Note how many lines include the word "React", and give that number by itself.

↓

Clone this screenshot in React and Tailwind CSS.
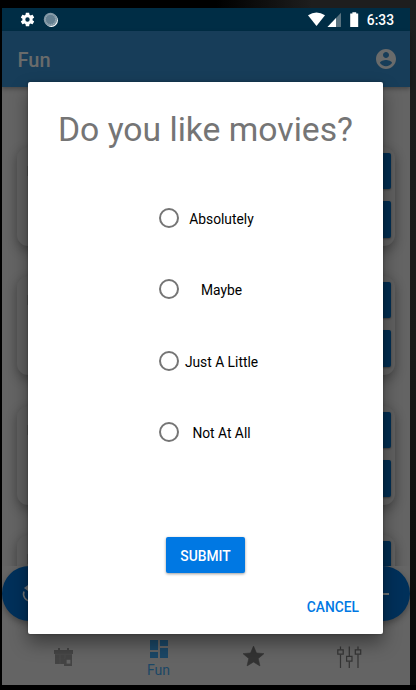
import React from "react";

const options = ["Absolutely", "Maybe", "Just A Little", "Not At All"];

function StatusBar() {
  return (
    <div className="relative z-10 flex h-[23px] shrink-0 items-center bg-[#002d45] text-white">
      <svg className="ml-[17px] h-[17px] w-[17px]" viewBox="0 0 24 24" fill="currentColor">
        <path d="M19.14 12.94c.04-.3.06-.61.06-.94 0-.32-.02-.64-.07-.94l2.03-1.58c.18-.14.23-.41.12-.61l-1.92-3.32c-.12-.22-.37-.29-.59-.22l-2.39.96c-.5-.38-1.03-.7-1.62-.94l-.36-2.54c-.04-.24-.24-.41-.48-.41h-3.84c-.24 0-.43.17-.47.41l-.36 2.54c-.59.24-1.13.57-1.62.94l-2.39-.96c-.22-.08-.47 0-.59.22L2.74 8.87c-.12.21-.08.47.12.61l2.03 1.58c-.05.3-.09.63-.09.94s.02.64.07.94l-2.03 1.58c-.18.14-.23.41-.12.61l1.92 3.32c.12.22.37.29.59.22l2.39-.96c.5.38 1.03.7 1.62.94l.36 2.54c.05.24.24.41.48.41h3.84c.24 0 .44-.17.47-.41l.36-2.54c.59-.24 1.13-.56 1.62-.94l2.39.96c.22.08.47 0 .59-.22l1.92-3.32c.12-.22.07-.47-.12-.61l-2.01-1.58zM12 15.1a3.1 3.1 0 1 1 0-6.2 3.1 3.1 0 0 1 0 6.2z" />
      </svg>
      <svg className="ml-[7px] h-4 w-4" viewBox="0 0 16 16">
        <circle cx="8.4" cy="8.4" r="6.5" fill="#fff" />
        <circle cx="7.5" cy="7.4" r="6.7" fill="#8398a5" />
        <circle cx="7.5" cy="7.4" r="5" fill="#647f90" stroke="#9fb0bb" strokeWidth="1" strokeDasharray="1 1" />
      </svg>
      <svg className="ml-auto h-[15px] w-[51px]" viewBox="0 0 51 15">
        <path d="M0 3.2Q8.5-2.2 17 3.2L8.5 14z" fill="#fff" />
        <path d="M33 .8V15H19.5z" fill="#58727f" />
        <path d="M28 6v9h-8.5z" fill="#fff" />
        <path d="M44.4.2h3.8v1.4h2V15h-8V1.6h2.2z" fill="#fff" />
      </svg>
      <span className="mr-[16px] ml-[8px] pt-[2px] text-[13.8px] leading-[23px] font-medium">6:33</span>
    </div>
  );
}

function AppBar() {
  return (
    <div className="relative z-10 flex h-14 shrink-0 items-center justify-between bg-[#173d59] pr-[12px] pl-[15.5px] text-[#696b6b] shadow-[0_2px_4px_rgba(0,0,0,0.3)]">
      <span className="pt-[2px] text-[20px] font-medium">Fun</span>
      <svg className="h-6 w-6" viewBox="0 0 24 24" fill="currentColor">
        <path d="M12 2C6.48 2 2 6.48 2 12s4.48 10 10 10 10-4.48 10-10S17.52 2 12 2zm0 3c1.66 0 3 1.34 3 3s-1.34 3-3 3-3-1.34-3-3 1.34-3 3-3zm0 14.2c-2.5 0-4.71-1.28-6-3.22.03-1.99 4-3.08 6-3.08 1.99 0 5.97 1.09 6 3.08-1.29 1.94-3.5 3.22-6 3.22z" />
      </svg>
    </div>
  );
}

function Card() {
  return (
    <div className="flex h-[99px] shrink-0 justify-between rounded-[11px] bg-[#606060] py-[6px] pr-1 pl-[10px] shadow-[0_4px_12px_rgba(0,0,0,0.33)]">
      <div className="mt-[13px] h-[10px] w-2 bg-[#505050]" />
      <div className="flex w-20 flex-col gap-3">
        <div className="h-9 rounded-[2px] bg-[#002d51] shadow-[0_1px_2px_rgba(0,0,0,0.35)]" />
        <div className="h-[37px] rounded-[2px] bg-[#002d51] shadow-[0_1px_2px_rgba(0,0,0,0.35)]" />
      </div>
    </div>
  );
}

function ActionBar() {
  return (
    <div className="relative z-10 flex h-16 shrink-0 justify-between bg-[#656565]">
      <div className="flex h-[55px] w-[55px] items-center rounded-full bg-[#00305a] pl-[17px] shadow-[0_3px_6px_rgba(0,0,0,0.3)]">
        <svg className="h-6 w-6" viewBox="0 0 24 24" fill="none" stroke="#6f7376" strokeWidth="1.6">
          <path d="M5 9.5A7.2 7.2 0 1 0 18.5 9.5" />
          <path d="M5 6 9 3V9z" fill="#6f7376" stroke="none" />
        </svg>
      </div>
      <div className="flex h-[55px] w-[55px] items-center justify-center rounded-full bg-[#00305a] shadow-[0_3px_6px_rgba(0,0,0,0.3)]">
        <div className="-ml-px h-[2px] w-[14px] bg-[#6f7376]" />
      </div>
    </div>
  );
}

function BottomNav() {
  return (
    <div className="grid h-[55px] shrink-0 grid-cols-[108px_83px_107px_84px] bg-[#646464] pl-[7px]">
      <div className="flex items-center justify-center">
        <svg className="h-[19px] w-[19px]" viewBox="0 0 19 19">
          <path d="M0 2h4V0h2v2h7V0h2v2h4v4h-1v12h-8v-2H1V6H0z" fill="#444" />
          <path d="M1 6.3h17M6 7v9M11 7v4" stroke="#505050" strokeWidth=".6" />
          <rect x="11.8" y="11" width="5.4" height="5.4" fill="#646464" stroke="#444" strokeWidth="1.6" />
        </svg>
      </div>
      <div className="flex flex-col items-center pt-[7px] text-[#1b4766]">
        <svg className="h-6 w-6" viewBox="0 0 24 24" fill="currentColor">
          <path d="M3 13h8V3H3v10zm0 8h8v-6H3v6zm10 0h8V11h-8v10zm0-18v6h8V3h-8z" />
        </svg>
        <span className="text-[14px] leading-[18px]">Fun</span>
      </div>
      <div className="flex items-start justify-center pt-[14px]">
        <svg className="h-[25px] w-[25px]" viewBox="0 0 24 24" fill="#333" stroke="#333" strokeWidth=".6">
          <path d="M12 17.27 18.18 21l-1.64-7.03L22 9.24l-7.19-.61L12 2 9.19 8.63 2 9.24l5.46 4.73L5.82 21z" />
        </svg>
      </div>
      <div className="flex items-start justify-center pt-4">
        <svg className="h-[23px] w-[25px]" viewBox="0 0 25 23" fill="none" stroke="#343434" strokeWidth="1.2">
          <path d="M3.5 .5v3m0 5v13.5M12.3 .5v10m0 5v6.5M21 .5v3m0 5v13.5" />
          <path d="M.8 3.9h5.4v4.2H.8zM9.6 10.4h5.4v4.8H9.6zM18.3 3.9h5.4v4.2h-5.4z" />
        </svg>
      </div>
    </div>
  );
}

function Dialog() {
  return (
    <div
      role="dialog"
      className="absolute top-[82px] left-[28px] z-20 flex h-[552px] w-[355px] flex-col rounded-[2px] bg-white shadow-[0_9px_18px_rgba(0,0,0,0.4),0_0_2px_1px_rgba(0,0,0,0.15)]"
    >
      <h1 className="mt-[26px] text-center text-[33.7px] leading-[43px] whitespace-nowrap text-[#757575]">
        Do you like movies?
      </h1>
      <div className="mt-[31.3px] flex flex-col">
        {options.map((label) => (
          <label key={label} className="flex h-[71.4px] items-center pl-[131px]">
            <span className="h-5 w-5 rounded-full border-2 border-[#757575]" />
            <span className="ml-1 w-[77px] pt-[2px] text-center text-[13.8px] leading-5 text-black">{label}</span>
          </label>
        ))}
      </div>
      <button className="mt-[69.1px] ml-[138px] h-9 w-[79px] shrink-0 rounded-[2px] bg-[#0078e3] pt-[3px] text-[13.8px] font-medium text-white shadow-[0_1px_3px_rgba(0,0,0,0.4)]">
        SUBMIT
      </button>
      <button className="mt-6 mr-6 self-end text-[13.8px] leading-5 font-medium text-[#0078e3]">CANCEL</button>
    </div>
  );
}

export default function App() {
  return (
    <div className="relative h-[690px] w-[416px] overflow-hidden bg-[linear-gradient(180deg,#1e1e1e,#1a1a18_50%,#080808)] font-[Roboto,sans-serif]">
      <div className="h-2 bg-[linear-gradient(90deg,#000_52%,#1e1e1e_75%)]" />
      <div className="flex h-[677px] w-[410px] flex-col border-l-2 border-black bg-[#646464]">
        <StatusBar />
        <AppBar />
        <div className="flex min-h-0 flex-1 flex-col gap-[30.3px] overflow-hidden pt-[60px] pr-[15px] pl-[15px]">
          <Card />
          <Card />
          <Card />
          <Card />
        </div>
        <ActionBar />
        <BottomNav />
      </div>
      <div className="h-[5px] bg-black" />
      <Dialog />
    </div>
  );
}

↑

== Expected answer ==
2